Collected data:
────────────────────────────────────────

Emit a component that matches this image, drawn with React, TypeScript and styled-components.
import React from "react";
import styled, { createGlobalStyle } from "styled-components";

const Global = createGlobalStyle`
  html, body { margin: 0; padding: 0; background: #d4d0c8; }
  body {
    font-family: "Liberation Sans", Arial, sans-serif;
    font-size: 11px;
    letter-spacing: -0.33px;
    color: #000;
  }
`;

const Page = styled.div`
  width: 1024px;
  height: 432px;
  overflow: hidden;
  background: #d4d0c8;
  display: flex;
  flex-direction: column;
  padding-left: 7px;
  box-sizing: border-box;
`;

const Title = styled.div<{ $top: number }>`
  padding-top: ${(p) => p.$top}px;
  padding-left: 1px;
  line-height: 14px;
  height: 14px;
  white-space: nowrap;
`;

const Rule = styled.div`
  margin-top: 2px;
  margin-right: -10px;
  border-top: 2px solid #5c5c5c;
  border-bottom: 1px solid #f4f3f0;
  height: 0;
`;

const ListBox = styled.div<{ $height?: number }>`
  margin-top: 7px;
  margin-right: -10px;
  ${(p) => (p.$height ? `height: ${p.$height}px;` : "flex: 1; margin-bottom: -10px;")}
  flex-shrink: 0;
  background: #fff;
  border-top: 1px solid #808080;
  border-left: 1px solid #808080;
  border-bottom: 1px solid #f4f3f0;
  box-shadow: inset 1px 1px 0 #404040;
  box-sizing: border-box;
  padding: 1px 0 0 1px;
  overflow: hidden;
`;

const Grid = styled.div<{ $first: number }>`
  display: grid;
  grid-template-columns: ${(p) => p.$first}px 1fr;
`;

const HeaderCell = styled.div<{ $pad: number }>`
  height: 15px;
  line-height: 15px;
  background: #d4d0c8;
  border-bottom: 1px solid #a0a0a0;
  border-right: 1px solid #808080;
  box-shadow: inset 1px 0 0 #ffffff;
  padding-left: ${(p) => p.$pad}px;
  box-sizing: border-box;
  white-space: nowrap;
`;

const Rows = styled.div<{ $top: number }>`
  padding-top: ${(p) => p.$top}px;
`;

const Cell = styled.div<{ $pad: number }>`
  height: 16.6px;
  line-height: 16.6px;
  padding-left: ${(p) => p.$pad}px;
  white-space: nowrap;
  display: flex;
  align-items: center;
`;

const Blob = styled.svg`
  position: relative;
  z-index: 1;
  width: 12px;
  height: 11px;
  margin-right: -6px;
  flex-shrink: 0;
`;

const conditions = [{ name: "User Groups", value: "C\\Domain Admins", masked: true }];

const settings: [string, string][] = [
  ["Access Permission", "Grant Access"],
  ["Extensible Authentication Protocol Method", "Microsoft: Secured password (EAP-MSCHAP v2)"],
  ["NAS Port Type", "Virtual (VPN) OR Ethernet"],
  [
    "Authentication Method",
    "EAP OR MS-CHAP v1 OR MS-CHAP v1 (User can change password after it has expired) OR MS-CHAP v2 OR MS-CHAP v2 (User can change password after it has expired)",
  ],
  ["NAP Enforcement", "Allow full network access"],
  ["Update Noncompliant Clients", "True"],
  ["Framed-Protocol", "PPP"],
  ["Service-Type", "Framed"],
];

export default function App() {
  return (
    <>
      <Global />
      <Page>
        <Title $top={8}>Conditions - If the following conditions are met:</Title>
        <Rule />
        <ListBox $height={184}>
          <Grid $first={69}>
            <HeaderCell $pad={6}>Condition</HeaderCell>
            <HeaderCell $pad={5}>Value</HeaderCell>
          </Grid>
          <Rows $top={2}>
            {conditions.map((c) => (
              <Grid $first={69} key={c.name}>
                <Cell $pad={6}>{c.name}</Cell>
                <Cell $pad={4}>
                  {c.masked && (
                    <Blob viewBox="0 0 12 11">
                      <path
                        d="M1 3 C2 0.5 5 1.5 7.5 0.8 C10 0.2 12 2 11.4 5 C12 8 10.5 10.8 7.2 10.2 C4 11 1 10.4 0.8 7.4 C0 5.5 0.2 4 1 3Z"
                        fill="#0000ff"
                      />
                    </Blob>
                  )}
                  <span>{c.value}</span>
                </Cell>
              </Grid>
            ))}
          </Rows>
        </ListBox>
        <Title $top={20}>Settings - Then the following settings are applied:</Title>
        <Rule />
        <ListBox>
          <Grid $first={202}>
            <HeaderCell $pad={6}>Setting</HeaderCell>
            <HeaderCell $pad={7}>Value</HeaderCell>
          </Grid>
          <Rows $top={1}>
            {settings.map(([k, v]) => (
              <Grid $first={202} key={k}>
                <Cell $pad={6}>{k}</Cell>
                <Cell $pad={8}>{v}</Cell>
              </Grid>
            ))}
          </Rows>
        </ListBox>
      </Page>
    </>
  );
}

────────────────────────────────────────

Problem description: Transcribe the full listing above without leaving anything out.

Result of this task:
Emit a component that matches this image, drawn with React, TypeScript and styled-components.
import React from "react";
import styled, { createGlobalStyle } from "styled-components";

const Global = createGlobalStyle`
  html, body { margin: 0; padding: 0; background: #d4d0c8; }
  body {
    font-family: "Liberation Sans", Arial, sans-serif;
    font-size: 11px;
    letter-spacing: -0.33px;
    color: #000;
  }
`;

const Page = styled.div`
  width: 1024px;
  height: 432px;
  overflow: hidden;
  background: #d4d0c8;
  display: flex;
  flex-direction: column;
  padding-left: 7px;
  box-sizing: border-box;
`;

const Title = styled.div<{ $top: number }>`
  padding-top: ${(p) => p.$top}px;
  padding-left: 1px;
  line-height: 14px;
  height: 14px;
  white-space: nowrap;
`;

const Rule = styled.div`
  margin-top: 2px;
  margin-right: -10px;
  border-top: 2px solid #5c5c5c;
  border-bottom: 1px solid #f4f3f0;
  height: 0;
`;

const ListBox = styled.div<{ $height?: number }>`
  margin-top: 7px;
  margin-right: -10px;
  ${(p) => (p.$height ? `height: ${p.$height}px;` : "flex: 1; margin-bottom: -10px;")}
  flex-shrink: 0;
  background: #fff;
  border-top: 1px solid #808080;
  border-left: 1px solid #808080;
  border-bottom: 1px solid #f4f3f0;
  box-shadow: inset 1px 1px 0 #404040;
  box-sizing: border-box;
  padding: 1px 0 0 1px;
  overflow: hidden;
`;

const Grid = styled.div<{ $first: number }>`
  display: grid;
  grid-template-columns: ${(p) => p.$first}px 1fr;
`;

const HeaderCell = styled.div<{ $pad: number }>`
  height: 15px;
  line-height: 15px;
  background: #d4d0c8;
  border-bottom: 1px solid #a0a0a0;
  border-right: 1px solid #808080;
  box-shadow: inset 1px 0 0 #ffffff;
  padding-left: ${(p) => p.$pad}px;
  box-sizing: border-box;
  white-space: nowrap;
`;

const Rows = styled.div<{ $top: number }>`
  padding-top: ${(p) => p.$top}px;
`;

const Cell = styled.div<{ $pad: number }>`
  height: 16.6px;
  line-height: 16.6px;
  padding-left: ${(p) => p.$pad}px;
  white-space: nowrap;
  display: flex;
  align-items: center;
`;

const Blob = styled.svg`
  position: relative;
  z-index: 1;
  width: 12px;
  height: 11px;
  margin-right: -6px;
  flex-shrink: 0;
`;

const conditions = [{ name: "User Groups", value: "C\\Domain Admins", masked: true }];

const settings: [string, string][] = [
  ["Access Permission", "Grant Access"],
  ["Extensible Authentication Protocol Method", "Microsoft: Secured password (EAP-MSCHAP v2)"],
  ["NAS Port Type", "Virtual (VPN) OR Ethernet"],
  [
    "Authentication Method",
    "EAP OR MS-CHAP v1 OR MS-CHAP v1 (User can change password after it has expired) OR MS-CHAP v2 OR MS-CHAP v2 (User can change password after it has expired)",
  ],
  ["NAP Enforcement", "Allow full network access"],
  ["Update Noncompliant Clients", "True"],
  ["Framed-Protocol", "PPP"],
  ["Service-Type", "Framed"],
];

export default function App() {
  return (
    <>
      <Global />
      <Page>
        <Title $top={8}>Conditions - If the following conditions are met:</Title>
        <Rule />
        <ListBox $height={184}>
          <Grid $first={69}>
            <HeaderCell $pad={6}>Condition</HeaderCell>
            <HeaderCell $pad={5}>Value</HeaderCell>
          </Grid>
          <Rows $top={2}>
            {conditions.map((c) => (
              <Grid $first={69} key={c.name}>
                <Cell $pad={6}>{c.name}</Cell>
                <Cell $pad={4}>
                  {c.masked && (
                    <Blob viewBox="0 0 12 11">
                      <path
                        d="M1 3 C2 0.5 5 1.5 7.5 0.8 C10 0.2 12 2 11.4 5 C12 8 10.5 10.8 7.2 10.2 C4 11 1 10.4 0.8 7.4 C0 5.5 0.2 4 1 3Z"
                        fill="#0000ff"
                      />
                    </Blob>
                  )}
                  <span>{c.value}</span>
                </Cell>
              </Grid>
            ))}
          </Rows>
        </ListBox>
        <Title $top={20}>Settings - Then the following settings are applied:</Title>
        <Rule />
        <ListBox>
          <Grid $first={202}>
            <HeaderCell $pad={6}>Setting</HeaderCell>
            <HeaderCell $pad={7}>Value</HeaderCell>
          </Grid>
          <Rows $top={1}>
            {settings.map(([k, v]) => (
              <Grid $first={202} key={k}>
                <Cell $pad={6}>{k}</Cell>
                <Cell $pad={8}>{v}</Cell>
              </Grid>
            ))}
          </Rows>
        </ListBox>
      </Page>
    </>
  );
}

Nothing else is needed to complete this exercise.